Reserve Your Evening

Questions, answered

Is most food in Istanbul halal?
Yes — Turkey is a Muslim-majority country and the default is halal. Pork is essentially absent from Turkish cuisine, and standard meat sold in supermarkets and served in restaurants is processed under halal slaughter. The only practical caveats are international hotel breakfasts that may serve pork products and a small number of European-style restaurants in Beyoğlu that explicitly source non-halal.
Are there fully alcohol-free luxury hotels?
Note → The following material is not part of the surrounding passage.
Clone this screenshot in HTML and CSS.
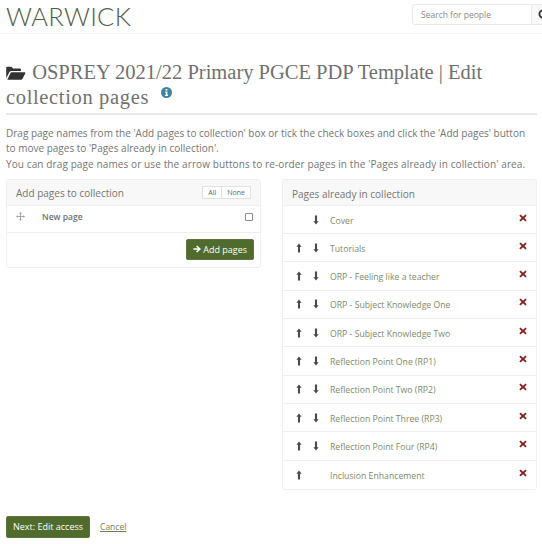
FILE: index.html
```html
<!DOCTYPE html>
<html lang="en">
<head>
    <meta charset="UTF-8">
    <title>Edit collection pages</title>
    <link rel="stylesheet" href="styles.css">
</head>
<body>
    <svg class="defs" width="0" height="0">
        <symbol id="up" viewBox="0 0 8 12"><path d="M4 0 7.5 4.2H5.4V12H2.6V4.2H.5Z"/></symbol>
        <symbol id="down" viewBox="0 0 8 12"><path d="M4 12 .5 7.8H2.6V0H5.4V7.8H7.5Z"/></symbol>
        <symbol id="cross" viewBox="0 0 10 10"><path d="M1.9.6 5 3.3 8.1.6 9.6 2.1 6.8 5 9.6 7.9 8.1 9.4 5 6.7 1.9 9.4.4 7.9 3.2 5 .4 2.1Z"/></symbol>
    </svg>

    <header class="topbar">
        <div class="logo">WARWICK</div>
        <div class="search">
            <input class="search-input" type="text" placeholder="Search for people">
            <div class="search-btn">
                <svg width="12" height="12" viewBox="0 0 12 12"><circle cx="5" cy="5" r="3.6" fill="none" stroke="#333" stroke-width="1.8"/></svg>
            </div>
        </div>
    </header>

    <main class="content">
        <h1 class="title">
            <svg class="folder" width="20" height="14" viewBox="0 0 21 15"><path d="M0 13V2Q0 .8 1.2 .8H5.5L7.3 2.6H14.5Q15.8 2.6 15.8 3.9V5.3H5.5Q4.2 5.3 3.5 6.5Z"/><path d="M1.2 14.6 4.6 7.4Q5 6.6 6 6.6H19.6Q21 6.6 20.4 8L17.5 13.6Q17 14.6 15.8 14.6Z"/></svg>
            OSPREY 2021/22 Primary PGCE PDP Template | Edit <span class="title-end">collection pages</span>
            <svg class="info" width="11" height="11" viewBox="0 0 11 11"><circle cx="5.5" cy="5.5" r="5.5" fill="#3f83a3"/><path d="M4.6 2h1.8v1.6H4.6ZM4.2 4.4h2.2v3.4h.6V9H4.1V7.8h.7V5.6h-.6Z" fill="#fff"/></svg>
        </h1>

        <p class="intro">Drag page names from the 'Add pages to collection' box or tick the check boxes and click the 'Add pages' button to move pages to 'Pages already in collection'.<br><span class="intro-end">You can drag page names or use the arrow buttons to re-order pages in the 'Pages already in collection' area.</span></p>

        <div class="columns">
            <section class="panel">
                <div class="panel-head panel-head-split">
                    <span class="panel-label">Add pages to collection</span>
                    <div class="btn-group"><span class="mini">All</span><span class="mini">None</span></div>
                </div>
                <div class="new-row">
                    <svg class="move" width="9" height="9" viewBox="0 0 9 9"><path d="M4.5 0 6 1.7H5V4H7.3V3L9 4.5 7.3 6V5H5V7.3H6L4.5 9 3 7.3H4V5H1.7V6L0 4.5 1.7 3V4H4V1.7H3Z"/></svg>
                    <span class="new-name">New page</span>
                    <span class="checkbox"></span>
                </div>
                <div class="panel-foot">
                    <button class="btn">
                        <svg width="8" height="8" viewBox="0 0 9 9"><path d="M4.6.5 9 4.5 4.6 8.5 3.5 7.4 5.6 5.4H.5V3.6H5.6L3.5 1.6Z" fill="#fff"/></svg>
                        Add pages
                    </button>
                </div>
            </section>

            <section class="panel">
                <div class="panel-head"><span class="panel-label">Pages already in collection</span></div>
                <ul class="pages">
                    <li class="page"><span class="arrow"></span><span class="arrow"><svg class="ic"><use href="#down"/></svg></span><span class="page-name">Cover</span><svg class="x"><use href="#cross"/></svg></li>
                    <li class="page"><span class="arrow"><svg class="ic"><use href="#up"/></svg></span><span class="arrow"><svg class="ic"><use href="#down"/></svg></span><span class="page-name">Tutorials</span><svg class="x"><use href="#cross"/></svg></li>
                    <li class="page"><span class="arrow"><svg class="ic"><use href="#up"/></svg></span><span class="arrow"><svg class="ic"><use href="#down"/></svg></span><span class="page-name">ORP - Feeling like a teacher</span><svg class="x"><use href="#cross"/></svg></li>
                    <li class="page"><span class="arrow"><svg class="ic"><use href="#up"/></svg></span><span class="arrow"><svg class="ic"><use href="#down"/></svg></span><span class="page-name">ORP - Subject Knowledge One</span><svg class="x"><use href="#cross"/></svg></li>
                    <li class="page"><span class="arrow"><svg class="ic"><use href="#up"/></svg></span><span class="arrow"><svg class="ic"><use href="#down"/></svg></span><span class="page-name">ORP - Subject Knowledge Two</span><svg class="x"><use href="#cross"/></svg></li>
                    <li class="page"><span class="arrow"><svg class="ic"><use href="#up"/></svg></span><span class="arrow"><svg class="ic"><use href="#down"/></svg></span><span class="page-name">Reflection Point One (RP1)</span><svg class="x"><use href="#cross"/></svg></li>
                    <li class="page"><span class="arrow"><svg class="ic"><use href="#up"/></svg></span><span class="arrow"><svg class="ic"><use href="#down"/></svg></span><span class="page-name">Reflection Point Two (RP2)</span><svg class="x"><use href="#cross"/></svg></li>
                    <li class="page"><span class="arrow"><svg class="ic"><use href="#up"/></svg></span><span class="arrow"><svg class="ic"><use href="#down"/></svg></span><span class="page-name">Reflection Point Three (RP3)</span><svg class="x"><use href="#cross"/></svg></li>
                    <li class="page"><span class="arrow"><svg class="ic"><use href="#up"/></svg></span><span class="arrow"><svg class="ic"><use href="#down"/></svg></span><span class="page-name">Reflection Point Four (RP4)</span><svg class="x"><use href="#cross"/></svg></li>
                    <li class="page"><span class="arrow"><svg class="ic"><use href="#up"/></svg></span><span class="arrow"></span><span class="page-name">Inclusion Enhancement</span><svg class="x"><use href="#cross"/></svg></li>
                </ul>
            </section>
        </div>

        <div class="actions">
            <button class="btn btn-next">Next: Edit access</button>
            <a class="cancel" href="#">Cancel</a>
        </div>
    </main>
</body>
</html>
```

FILE: styles.css
```css
html, body {
    overflow: hidden;
}
body {
    font-family: 'Open Sans', 'Liberation Sans', sans-serif;
    font-size: 9px;
    background-color: white;
    color: #666;
    margin: 0;
    width: 542px;
    height: 544px;
}
.defs {
    position: absolute;
}
.topbar {
    display: flex;
    justify-content: space-between;
    height: 34px;
    box-sizing: border-box;
    border-bottom: 1px solid #f5f5f5;
    padding: 4px 0 0 6px;
}
.logo {
    font-family: 'Lato', sans-serif;
    font-weight: 300;
    font-size: 25.5px;
    line-height: 25px;
    letter-spacing: 0.3px;
    color: #525c4a;
}
.search {
    display: flex;
    width: 130px;
    height: 21px;
    flex-shrink: 0;
}
.search-input {
    width: 120px;
    box-sizing: border-box;
    border: 1px solid #e9e9e9;
    border-radius: 3px 0 0 3px;
    padding: 0 8px;
    font-family: inherit;
    font-size: 8.5px;
    outline: none;
}
.search-input::placeholder {
    color: #8a8a8a;
}
.search-btn {
    width: 30px;
    flex-shrink: 0;
    box-sizing: border-box;
    border: 1px solid #e9e9e9;
    border-left: none;
    background-color: #f8f8f8;
    padding: 4px 0 0 6px;
}
.content {
    padding: 0 6px;
}
.title {
    font-family: 'Liberation Serif', serif;
    font-weight: normal;
    font-size: 20.5px;
    line-height: 25px;
    color: #707070;
    margin: 26px 0 0;
    padding-bottom: 3px;
    border-bottom: 2px solid #e8e8e8;
    width: 531px;
}
.title-end {
    letter-spacing: 0.65px;
}
.folder {
    fill: #333;
    vertical-align: -1px;
    margin-right: 1px;
}
.info {
    vertical-align: 6px;
    margin-left: 7px;
}
.intro {
    font-size: 10px;
    line-height: 15.3px;
    margin: 11px 0 0;
    color: #757575;
    width: 531px;
}
.intro-end {
    letter-spacing: 0.11px;
}
.columns {
    display: grid;
    grid-template-columns: 255px 255px;
    column-gap: 21px;
    align-items: start;
    margin-top: 7px;
}
.panel {
    border: 1px solid #efefef;
    border-radius: 3px;
    background-color: white;
}
.panel-head {
    background-color: #f8f8f8;
    border-bottom: 1px solid #efefef;
    height: 26px;
    box-sizing: border-box;
    padding: 0 9px;
    font-size: 10px;
    line-height: 26px;
    color: #757575;
}
.panel-label {
    display: block;
    padding-top: 1px;
}
.panel-head-split {
    display: flex;
    justify-content: space-between;
    align-items: center;
}
.btn-group {
    display: flex;
}
.mini {
    font-size: 7px;
    line-height: 11px;
    padding: 0 5px;
    border: 1px solid #e0e0e0;
    background-color: white;
    color: #666;
}
.mini + .mini {
    border-left: none;
}
.new-row {
    display: flex;
    align-items: center;
    height: 27px;
    border-bottom: 1px solid #efefef;
    padding: 0 7px 4px 9px;
    box-sizing: border-box;
}
.move {
    fill: #a5a5a5;
    flex-shrink: 0;
}
.new-name {
    margin-left: 17px;
    flex: 1;
    font-size: 8.5px;
    font-weight: 600;
    color: #707070;
}
.checkbox {
    width: 6px;
    height: 6px;
    border: 1px solid #8a8a8a;
    border-radius: 1px;
}
.panel-foot {
    display: flex;
    justify-content: flex-end;
    padding: 6px 6px 7px 0;
}
.btn {
    font-family: inherit;
    font-size: 9px;
    color: white;
    background-color: #4f6b2e;
    border: 1px solid #62743f;
    border-radius: 2px;
    height: 21px;
    padding: 0 6px;
    display: inline-flex;
    align-items: center;
    gap: 2px;
}
.pages {
    list-style-type: none;
    margin: 0;
    padding: 0;
}
.page {
    display: flex;
    align-items: center;
    height: 28.3px;
    box-sizing: border-box;
    border-bottom: 1px solid #efefef;
    padding: 0 9px 0 13px;
}
.page:last-child {
    border-bottom: none;
}
.arrow {
    width: 17px;
    height: 12px;
    flex-shrink: 0;
}
.ic {
    width: 6px;
    height: 10px;
    fill: #4a4a4a;
    display: block;
    margin-top: 1px;
}
.page-name {
    flex: 1;
    padding-top: 2px;
    font-size: 8.7px;
    color: #7d8a68;
}
.x {
    width: 8px;
    height: 8px;
    fill: #8a2020;
    margin-top: -4px;
}
.actions {
    display: flex;
    align-items: center;
    margin-top: 26px;
}
.btn-next {
    height: 22px;
    padding: 0 6px;
}
.cancel {
    margin-left: 10px;
    font-size: 8.5px;
    color: #6f8055;
}
```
Yes, several. The Bof Hotel Sultanahmet and Wome Deluxe-affiliated properties operate alcohol-free with halal-certified kitchens and family floors. The major international luxury hotels (Çırağan Palace Kempinski, Four Seasons Bosphorus, Raffles) do serve alcohol but will accommodate halal meals on request, can remove mini-bar alcohol, and offer private dining options that suit Muslim families.
Is the Bosphorus dinner cruise halal?
Yes. The menu is fully halal — kitchen is halal-certified, all meats follow halal slaughter, no pork is served. Alcohol is only served as an optional, separately requested add-on and is never brought to a table that has not asked for it. Family seating is standard, a kids' menu is available, and the 21:00 departure comfortably accommodates iftar timing in summer Ramadan.
What's the dress code for visiting mosques?
Modest dress for everyone: shoulders and knees covered for men and women. Women cover hair with a scarf; loose scarves are provided free at the entrance of every major mosque. Shoes are removed and either carried in a plastic bag or left on the racks. Avoid visiting during the five daily prayer times — wait fifteen minutes after the call ends.